Result: Your ads show up once or twice to each person. No frequency. No impact. No memory.

And worse, you're reaching people who aren't ready to buy.

Someone who just implemented your competitor's tool last month.

Someone whose budget is locked until Q3.

Someone who's never even heard of your company.

You're treating LinkedIn Ads like a lottery. Hoping the right person sees your ad at the right time.

The Intent Signal Shift

Here's what changes the game: Intent-based targeting.

Instead of targeting all B2B software companies, target companies showing buying signals.

Companies that:

  • Just raised Series A or B funding (they have money and need to show growth)

  • Are hiring for marketing or sales roles (they're scaling and need lead gen)

  • Recently expanded to new markets (they need pipeline in those regions)

  • Launched new products (they need awareness and customers)

These aren't random prospects. These are companies that need your service right now.

The difference:

Traditional: 100,000 people, 10% in-market = reaching 10,000 potential buyers (but spreading budget across 100,000)

Intent-based: 5,000 people, 60% in-market = reaching 3,000 potential buyers (concentrating budget on 5,000)

Lower volume. Higher quality. Better ROI.

Why This Matters More for Ethical Companies

If you're building privacy-focused tools, sustainable platforms, or mission-driven software, you can't afford to waste budget.

Conscious buyers are rare. They care about values, not just features.

Generic targeting means you're paying to reach people who don't care about your mission.

Intent-based targeting + values-driven messaging = reaching the 5% of buyers who actually care about what you stand for.

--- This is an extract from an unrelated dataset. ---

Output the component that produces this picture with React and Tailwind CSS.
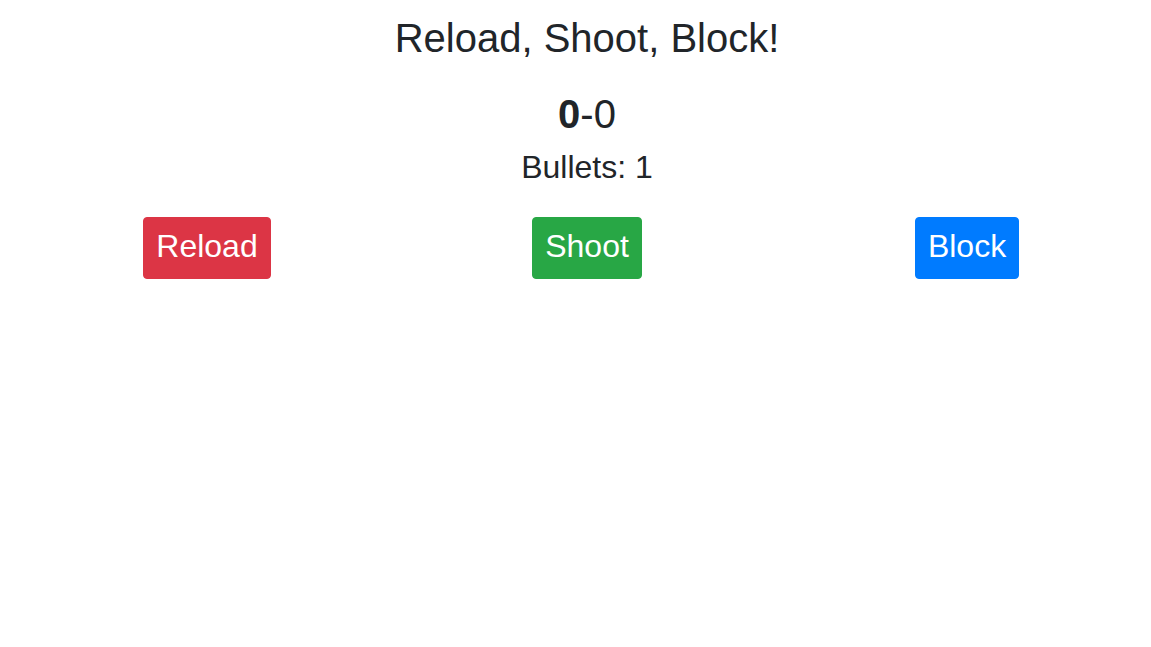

That's the difference between:

"Another B2B SaaS tool spamming my feed"

&

"Finally, a company that gets it."

How to Actually Do This

This intent-based approach is used by leading LinkedIn Ads specialists like Philip Ilic, who's proven it works for B2B SaaS. What I've found is that it's even more powerful for ethical companies, because conscious buyers are already a small segment. Concentrating budget on high-intent conscious buyers is the ultimate targeting precision.

Step 1: Build your intent signal list

Use tools like Crunchbase (recently funded), LinkedIn Sales Navigator (hiring activity), or company websites (expansion announcements).

Identify 200-500 companies showing buying signals in your ICP.

Step 2: Upload to LinkedIn as a matched audience

Create a "Company List" audience. LinkedIn will match these companies and target decision-makers there.

Step 3: Allocate 60-70% of budget to this audience

Keep 30-40% on broader targeting for awareness. But concentrate spend on high-intent.

Step 4: Message matters

Don't use generic ads. Speak to their situation.

"Just raised funding and scaling fast? Here's how [Your Product] helps companies like yours build pipeline without compromising on privacy."

They know you're talking to them specifically.

The Uncomfortable Truth

Most agencies won't tell you this because it's harder work.

Building intent lists takes research. Updating them takes maintenance. Explaining the approach takes education.

It's easier to set up broad targeting, let it run, and blame "the algorithm" when results are mediocre.

But here's what I've learned: Ethical companies don't need more leads. They need the right leads.

10 conscious buyers who care about your mission > 100 tire-kickers who just want the cheapest option.

Intent-based targeting gets you those 10.

What This Looks Like in Practice

One of the first campaigns I studied: Privacy-focused analytics tool, competing with Google Analytics.

They were targeting "all SaaS companies" with generic messaging about "better data."

Cost per lead: $180. Lead quality: Sales closed 2% of them.

The shift:

Targeted only companies that:

  • Recently switched away from Google products

  • Mentioned privacy concerns publicly

  • Were B-Corps or privacy-certified

  • Had marketing teams of 5-15 people (sweet spot)

New messaging focused on "analytics that respects your users."

Cost per lead dropped to $85. Sales closed 15% of them.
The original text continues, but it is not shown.